Gebleken is dat de ouders samen beschikken over een aanzienlijk vermogen.
De vader kan niet vrijelijk over (zijn deel van) het gezamenlijke vermogen beschikken in verband met de onderbewindstelling van het vermogen van de moeder. Het is, zo blijkt uit de brief van de vader van 1 januari 2017 aan het Team Bewind en Erfrecht van de rechtbank Gelderland, zijn wens om gebruik te maken van zijn schenkrecht en vanuit zijn (deel van het gezamenlijke) vermogen het belastingvrije bedrag van € 5.304,- aan elk van de drie zonen te schenken. Naar het oordeel van het hof is niet te verwachten dat de schenking aan de zoons van in totaal € 15.912,- de financiële positie van de moeder en haar toekomstige verzorging in gevaar zullen brengen. Het hof meent voorts dat de schenking van ouders van € 50.000,- aan elk van hun kinderen in 2015, die, zoals door verzoekers gesteld door de ouders bedoeld was als een schenking van het belastingvrije bedrag over meerdere daaraan voorafgaande jaren , in redelijkheid als zodanig kan worden beschouwd. Die schenking drukt in voldoende mate uit dat de ouders een jaarlijkse schenkingstraditie beoogden die de vader wenst voort te zetten. Die traditie blijkt voorts uit de onder 3.3 vermelde schenking in 2016.

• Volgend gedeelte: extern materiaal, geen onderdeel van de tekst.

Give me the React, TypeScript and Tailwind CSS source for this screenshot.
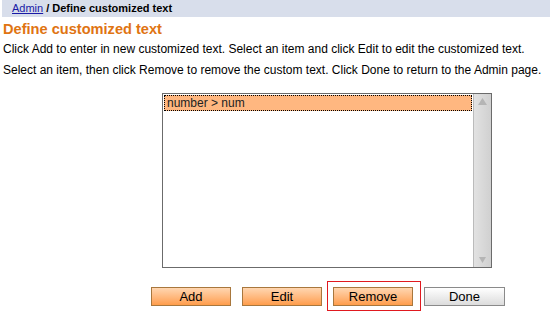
export default function App() {
  return (
    <div className="w-[550px] h-[311px] bg-white overflow-hidden relative" style={{ fontFamily: '"Liberation Sans", Arial, sans-serif' }}>
      <div className="ml-[2px] h-[17px] bg-[#d8deeb] flex items-center pl-[10px] text-[11px] font-bold text-black">
        <a className="underline text-[#1a1aa6] font-normal" href="#">Admin</a>
        <span className="ml-[3px]">/ Define customized text</span>
      </div>
      <div className="pl-[3px] pt-[3px] text-[14.6px] font-bold text-[#e07412] leading-[18px]">Define customized text</div>
      <div className="pl-[3px] text-[12px] text-black leading-[21px] mt-[1px]">
        <div>Click Add to enter in new customized text. Select an item and click Edit to edit the customized text.</div>
        <div>Select an item, then click Remove to remove the custom text. Click Done to return to the Admin page.</div>
      </div>
      <div className="ml-[162px] mt-[12px] w-[330px] h-[175px] border border-[#6b6b6b] flex">
        <div className="flex-1 p-[1px]">
          <div className="h-[16px] bg-[#ffb780] border border-dotted border-black text-[12px] leading-[14px] text-[#222] pl-[2px]">number &gt; num</div>
        </div>
        <div className="w-[18px] border-l border-[#bbb] bg-gradient-to-r from-[#e2e2e2] to-[#d0d0d0] flex flex-col justify-between items-center py-[4px]">
          <svg width="9" height="7" viewBox="0 0 9 7"><path d="M4.5 0L9 7H0z" fill="#b5b5b5" /></svg>
          <svg width="7" height="6" viewBox="0 0 7 6"><path d="M0 0h7L3.5 6z" fill="#b5b5b5" /></svg>
        </div>
      </div>
      <div className="flex mt-[19px] ml-[151px] gap-[11px] items-center text-[13px]">
        <button className="w-[80px] h-[19px] border border-[#a8773d] bg-gradient-to-b from-[#ffd6b0] to-[#ff9d4a] text-black leading-[17px]">Add</button>
        <button className="w-[80px] h-[19px] border border-[#a8773d] bg-gradient-to-b from-[#ffd6b0] to-[#ff9d4a] text-black leading-[17px]">Edit</button>
        <div className="relative">
          <div className="absolute left-[-6px] right-[-8px] top-[-6px] bottom-[-4px] border border-[#e0191f]" />
          <button className="w-[80px] h-[19px] border border-[#a8773d] bg-gradient-to-b from-[#ffd6b0] to-[#ff9d4a] text-black leading-[17px]">Remove</button>
        </div>
        <button className="w-[81px] h-[19px] border border-[#8a8a8a] bg-gradient-to-b from-white to-[#dcdcdc] text-black leading-[17px]">Done</button>
      </div>
    </div>
  );
}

Het hof is daarom van oordeel dat machtiging verleend dient te worden voor de verzochte schenking van € 5.304,- per kind aan de drie kinderen.
5.8
Op grond van hetgeen hiervoor is overwogen zal het hof de bestreden beschikking vernietigen en beslissen als volgt.

6.De beslissing

Het hof, beschikkende in hoger beroep:
vernietigt de beschikking van de kantonrechter in de rechtbank Gelderland, team bewind en erfrecht, zittingsplaats Zutphen, van 14 februari 2017, en opnieuw beschikkende:
verleent de bewindvoerders machtiging tot het doen van een schenking ten laste van het vermogen van de rechthebbende aan ieder van haar kinderen voor een bedrag van € 5.304,- per kind, ofwel in totaal € 15.912,-, over het jaar 2017;
verklaart deze beschikking tot zover uitvoerbaar bij voorraad;
wijst het meer of anders verzochte af.
Deze beschikking is gegeven door mrs. J.U.M. van der Werff, A. Smeeïng-van Hees en I.G.M.Th. Weijers-van der Marck, bijgestaan door de griffier, en is op 16 januari 2018 uitgesproken in het openbaar in tegenwoordigheid van de griffier.